The obvious reason for this massive outperformance in local currency terms would be that a lower yen improves the competitiveness of the export-driven Japanse corporate sector, which leads to more sales and earnings from overseas. Although, I agree with the mechanics of this relationship, I also want to point out, in my first ever post, that this positive relationship between the weakening of the yen and the relative performance of the Nikkei should not be fully taken for granted.

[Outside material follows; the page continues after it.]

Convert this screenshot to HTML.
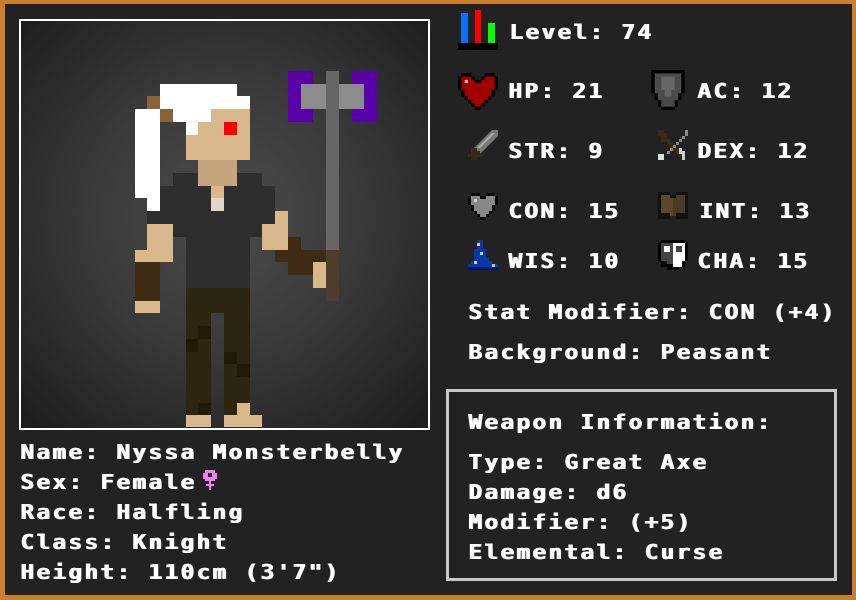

This can be derived from the graph above. It shows the correlation (a measure of strength of a relationship) between the USDJPY and the relative performance of the Nikkei against the MSCI World Index (NKY/MSCI WORLD in the graph). Only in recent years has this correlation been strongly positive. So only since the last seven years or so, a weaker yen can be related to an outperformance of the Nikkei. But before that the relationship was far less pronounced and in the early ’90s it was even negative. In that period a falling yen could actually be associated with an underperformance of Japanese equities. Just to keep in mind.

That said, there is another interesting point to make on this subject. The relationship shown above is that of the simultanious movement of the USDJPY and that of the Nikkei against MSCI WORLD. The correlation between the change of the yen in one period and the relative performance of the Nikkei in that same period. There seems to be no evidence on any reliable forecasting power of the yen with respect to the relative performance of Japanse stocks. Thus, a lower yen does not necessarily mean a better performance of the Nikkei in the future. So if you are taking the yen into account whether to invest in Japanese equities or not, which is probably a wise thing to do, given the strong correlation in recent years, it is equally wise to make a forecast of the development of the Japanese currency first.